> _RECORDS FOR THIS TASK_:
** Begin **
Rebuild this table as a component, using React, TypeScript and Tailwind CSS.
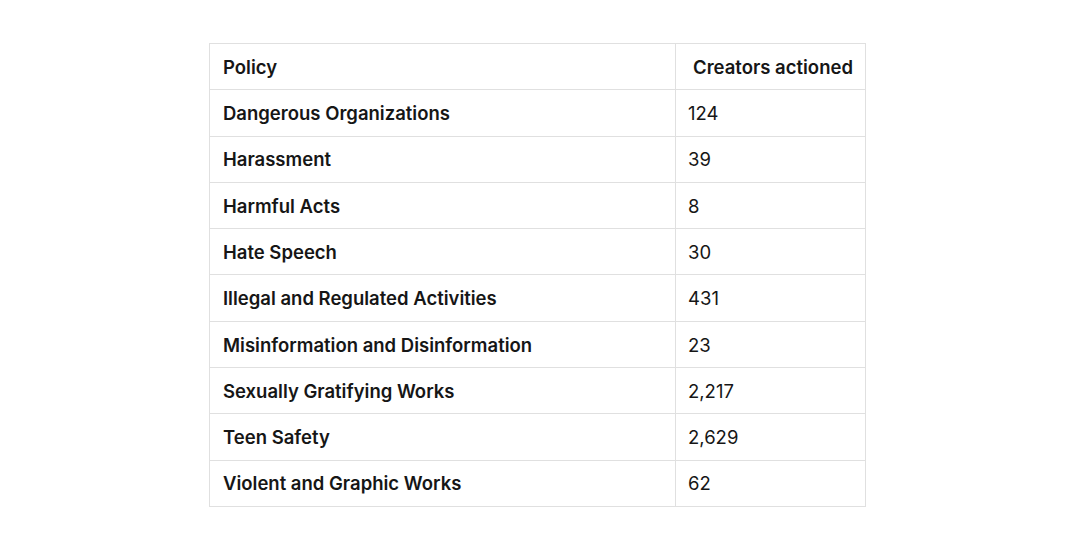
const ROWS = [
  { policy: "Dangerous Organizations", count: "124" },
  { policy: "Harassment", count: "39" },
  { policy: "Harmful Acts", count: "8" },
  { policy: "Hate Speech", count: "30" },
  { policy: "Illegal and Regulated Activities", count: "431" },
  { policy: "Misinformation and Disinformation", count: "23" },
  { policy: "Sexually Gratifying Works", count: "2,217" },
  { policy: "Teen Safety", count: "2,629" },
  { policy: "Violent and Graphic Works", count: "62" },
];

export default function App() {
  return (
    <div className="min-h-[558px] bg-white pt-[43px] font-['Inter',sans-serif] text-[#161616]">
      <table className="ml-[209px] w-[657px] border-collapse text-[18.5px]">
        <thead>
          <tr className="h-[46.3px]">
            <th className="w-[466px] border border-[#e0e0e0] px-[13px] pt-[2px] text-left font-semibold">
              Policy
            </th>
            <th className="border border-[#e0e0e0] pt-[2px] pr-[8px] pl-[17px] text-left font-semibold">
              Creators actioned
            </th>
          </tr>
        </thead>
        <tbody>
          {ROWS.map((r) => (
            <tr key={r.policy} className="h-[46.3px]">
              <td className="border border-[#e0e0e0] px-[13px] pt-[2px] font-semibold">{r.policy}</td>
              <td className="border border-[#e0e0e0] px-[12px] pt-[2px] font-normal">{r.count}</td>
            </tr>
          ))}
        </tbody>
      </table>
    </div>
  );
}
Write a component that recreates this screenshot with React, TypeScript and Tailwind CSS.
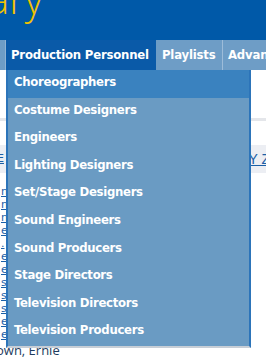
** End **
> _EXERCISE PROMPT_: Your task is to return the entries above exactly, with no pictures.

> _RESPONSE_:
Rebuild this table as a component, using React, TypeScript and Tailwind CSS.
const ROWS = [
  { policy: "Dangerous Organizations", count: "124" },
  { policy: "Harassment", count: "39" },
  { policy: "Harmful Acts", count: "8" },
  { policy: "Hate Speech", count: "30" },
  { policy: "Illegal and Regulated Activities", count: "431" },
  { policy: "Misinformation and Disinformation", count: "23" },
  { policy: "Sexually Gratifying Works", count: "2,217" },
  { policy: "Teen Safety", count: "2,629" },
  { policy: "Violent and Graphic Works", count: "62" },
];

export default function App() {
  return (
    <div className="min-h-[558px] bg-white pt-[43px] font-['Inter',sans-serif] text-[#161616]">
      <table className="ml-[209px] w-[657px] border-collapse text-[18.5px]">
        <thead>
          <tr className="h-[46.3px]">
            <th className="w-[466px] border border-[#e0e0e0] px-[13px] pt-[2px] text-left font-semibold">
              Policy
            </th>
            <th className="border border-[#e0e0e0] pt-[2px] pr-[8px] pl-[17px] text-left font-semibold">
              Creators actioned
            </th>
          </tr>
        </thead>
        <tbody>
          {ROWS.map((r) => (
            <tr key={r.policy} className="h-[46.3px]">
              <td className="border border-[#e0e0e0] px-[13px] pt-[2px] font-semibold">{r.policy}</td>
              <td className="border border-[#e0e0e0] px-[12px] pt-[2px] font-normal">{r.count}</td>
            </tr>
          ))}
        </tbody>
      </table>
    </div>
  );
}
Write a component that recreates this screenshot with React, TypeScript and Tailwind CSS.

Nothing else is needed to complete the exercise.